8 Steps To Apply Abductive Reasoning
- Begin with as precise an account as possible of something that needs explaining. 2. Suggest why it would be significant or interesting to explain this. 3. Present a possible explanation in the form of a theory or hypothesis. 4. Suggest either an experimental method or a non-experimental approach, drawing on diverse sources of evidence, suitable for testing your theory/hypothesis. 5. Investigate whether your explanation does manage to account for (or has successfully predicted) the evidence you have gathered. 6. Acknowledge whether any other explanation or explanations might more convincingly account for your evidence or results. 7. Acknowledge the limitations of your research. 8. Outline possible future investigations to further test and refine your theory – or to seek something different if it has proven unsuccessful.
Explanation
Any attempt, formally or informally, to explain something.
Theory
A general explanation of the underlying nature of a phenomenon.
Hypothesis
A precise, testable prediction designed to allow the rigorous investigation of a theory.
Scientific Method
The systematic empirical investigation of the world through observation, experiment and measurement, together with the development, testing and reformulation of theories.
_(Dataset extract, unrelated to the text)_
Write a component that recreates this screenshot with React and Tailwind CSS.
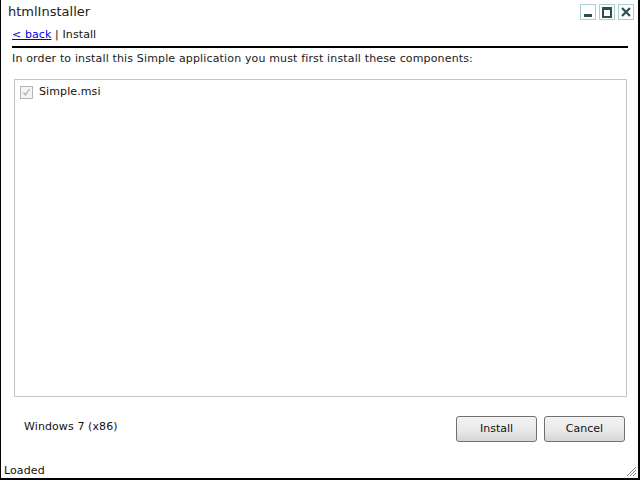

3 Ideas of Scientific Method
- Replication: can the results we’re basing our theory on be reproduced? 2. Prediction: what predictions can we make on the basis of this theory? 3. Falsification: what evidence is capable of falsifying this theory? This commonly means making use of a null hypothesis in order.
Null Hypothesis
The exact opposite of the hypothesis you’re testing – seeing whether you can falsify a null hypothesis is a common way of ensuring rigour in research.
Occam’s Razor
The principle that, when choosing between explanations, the simplest one is usually best – while more assumptions make something less likely to be true.
Standard of Proof
The threshold beyond which you have decided to accept something as proven, meaning you will not accept something as true if this standard is not met.
Statistical Significance
The probability that a particular result was achieved entirely by chance, as opposed to having a noteworthy cause; setting a threshold for significance is the usual way of establishing a particular standard for proof in an experiment.
P-Value
The probability that an experiment’s results came about through pure chance, expressed in the form of a decimal between one (certainty) and zero (impossibility).
Correlation
Two trends that follow each other closely; the exact degree of correlation between two sets of information can be calculated through a variety of statistical methods.
Causation
The assertion that one thing is the direct cause of another.